Рождество еще не наступило, но повсюду уже звенели детские голоса, распевавшие по всему городу рождественские песенки; морозный воздух наполнялся ароматами пряников, баранок, жареных гусей. Теперь Аврора, запертая в доме, где можно было открывать окна, но не двери, искала утешения в молитве.

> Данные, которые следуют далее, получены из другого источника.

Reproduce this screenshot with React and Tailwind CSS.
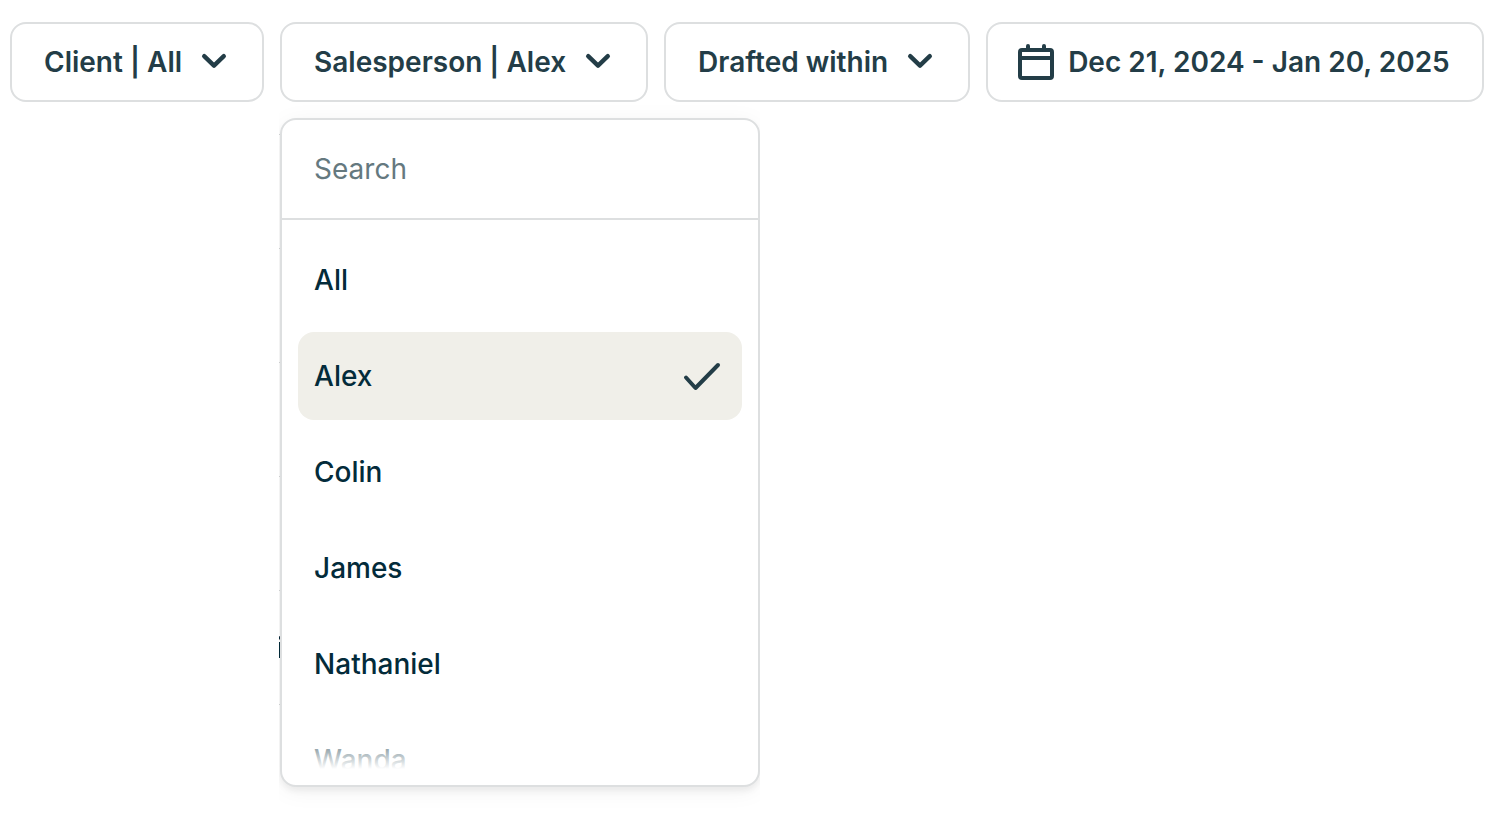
import React, { useState } from 'react';

const salespeople = ['All', 'Alex', 'Colin', 'James', 'Nathaniel', 'Wanda'];

const ChevronIcon = () => (
  <svg className="w-8 h-8 shrink-0" viewBox="0 0 32 32" fill="none" stroke="currentColor" aria-hidden="true">
    <path strokeLinecap="round" strokeLinejoin="round" strokeWidth={4.4} d="M6.2 10.2l9.8 9.4 9.8-9.4" />
  </svg>
);

const CalendarIcon = () => (
  <svg className="w-9 h-9 shrink-0" viewBox="0 0 36 36" fill="none" stroke="currentColor" aria-hidden="true">
    <rect x="2" y="6" width="32" height="28" rx="2" strokeWidth={4} />
    <path strokeWidth={4} d="M2 14h32" />
    <path strokeLinecap="round" strokeWidth={4} d="M10 2v4M26 2v4" />
  </svg>
);

const CheckIcon = () => (
  <svg className="w-10 h-10 shrink-0" viewBox="0 0 40 40" fill="none" stroke="currentColor" aria-hidden="true">
    <path strokeLinecap="round" strokeLinejoin="round" strokeWidth={4} d="M4 21.5l9.5 10.5L36 9" />
  </svg>
);

const FilterButton = ({ children, ...props }) => (
  <button
    type="button"
    className="flex items-center gap-4 h-20 px-8 border-2 border-[#dddfe0] rounded-2xl bg-white whitespace-nowrap"
    {...props}
  >
    <span>{children}</span>
    <ChevronIcon />
  </button>
);

const SalespersonMenu = ({ selected, onSelect }) => {
  const [query, setQuery] = useState('');
  const people = salespeople.filter((name) => name.toLowerCase().includes(query.toLowerCase()));

  return (
    <div className="absolute top-full -left-px w-[481px] h-[712px] pt-4 pl-px overflow-hidden">
      {/* edge of the table that lies under the menu */}
      <div className="absolute top-0 left-0 w-px h-full overflow-hidden pt-8" aria-hidden="true">
        {[0, 1, 2, 3, 4, 5].map((row) => (
          <div key={row} className="flex items-center justify-center h-[114px] border-t border-[#d5d8d9]">
            {row === 4 && <span className="font-normal text-[#032b3a]">i</span>}
          </div>
        ))}
      </div>
      <div className="relative border-2 border-[#dddfe0] rounded-2xl bg-white shadow-[0_4px_24px_rgba(0,0,0,0.05),0_4px_6px_rgba(0,0,0,0.06)]">
        <input
          type="text"
          aria-label="Search"
          placeholder="Search"
          value={query}
          onChange={(e) => setQuery(e.target.value)}
          className="block w-full h-[100px] px-8 border-b-2 border-[#dddfe0] rounded-t-2xl font-normal outline-none placeholder:text-[#65797f]"
        />
        <div className="relative my-4">
          <ul className="flex flex-col gap-2 h-[533px] px-4 overflow-hidden">
            {people.map((name) => (
              <li key={name}>
                <button
                  type="button"
                  aria-pressed={name === selected}
                  onClick={() => onSelect(name)}
                  className={`flex items-center justify-between w-full h-[88px] pl-4 pr-5 rounded-2xl text-left ${
                    name === selected ? 'bg-[#f0efe9]' : 'bg-white'
                  }`}
                >
                  <span className="font-medium text-[#032b3a]">{name}</span>
                  {name === selected && <CheckIcon />}
                </button>
              </li>
            ))}
          </ul>
          <div className="absolute bottom-0 inset-x-0 h-12 bg-linear-to-t from-white to-transparent pointer-events-none"></div>
        </div>
      </div>
    </div>
  );
};

const App = () => {
  const [salesperson, setSalesperson] = useState('Alex');
  const [open, setOpen] = useState(true);

  return (
    <div className="min-h-screen pt-[22px] px-[10px] bg-white font-['Inter',sans-serif] text-[28px] leading-10 font-semibold text-[#233d47]">
      <div className="flex items-start gap-4">
        <FilterButton>Client | All</FilterButton>
        <div className="relative">
          <FilterButton aria-expanded={open} onClick={() => setOpen(!open)}>
            Salesperson | {salesperson}
          </FilterButton>
          {open && <SalespersonMenu selected={salesperson} onSelect={setSalesperson} />}
        </div>
        <FilterButton>Drafted within</FilterButton>
        <button
          type="button"
          className="flex items-center gap-[14px] h-20 pl-[30px] pr-8 border-2 border-[#dddfe0] rounded-2xl bg-white whitespace-nowrap"
        >
          <CalendarIcon />
          <span>Dec 21, 2024 - Jan 20, 2025</span>
        </button>
      </div>
    </div>
  );
};

export default App;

Аврора была набожна, что ее современники сочли бы нормой, но она была лишена пламенных порывов, отличавших ее благоразумную сестру Амалию, которая порой могла распластаться у подножий алтарей. Но теперь она корила себя за недостаточное религиозное усердие, за то, что взывала к Богу только в крайние моменты, а в повседневной жизни была скорее склонна о Нем забывать и даже пренебрегала Его заповедями в месяцы безумной страсти с Фридрихом Августом. Так зачем же Всевышнему ею интересоваться? Он пожалел Марию Магдалину, но эта прекрасная грешница покончила со своим прошлым и посвятила себя Ему. А что Аврора? У нее ошибки, допущенные в пылу страстной любви, не вызывали раскаяния, наоборот: они дарили ей столько радости! На свое счастье, она не принадлежала к католической церкви и потому не ходила к исповеди, ибо для того, чтобы получить отпущение грехов, ей пришлось бы лгать. И вот теперь у нее не осталось ровным счетом ничего, и она с глубоким смирением пыталась вернуть себе Божью благодать, молясь о возвращении сына... Разве страдания, обрушившиеся на нее по воле немилосердного канцлера, не были ей зачтены?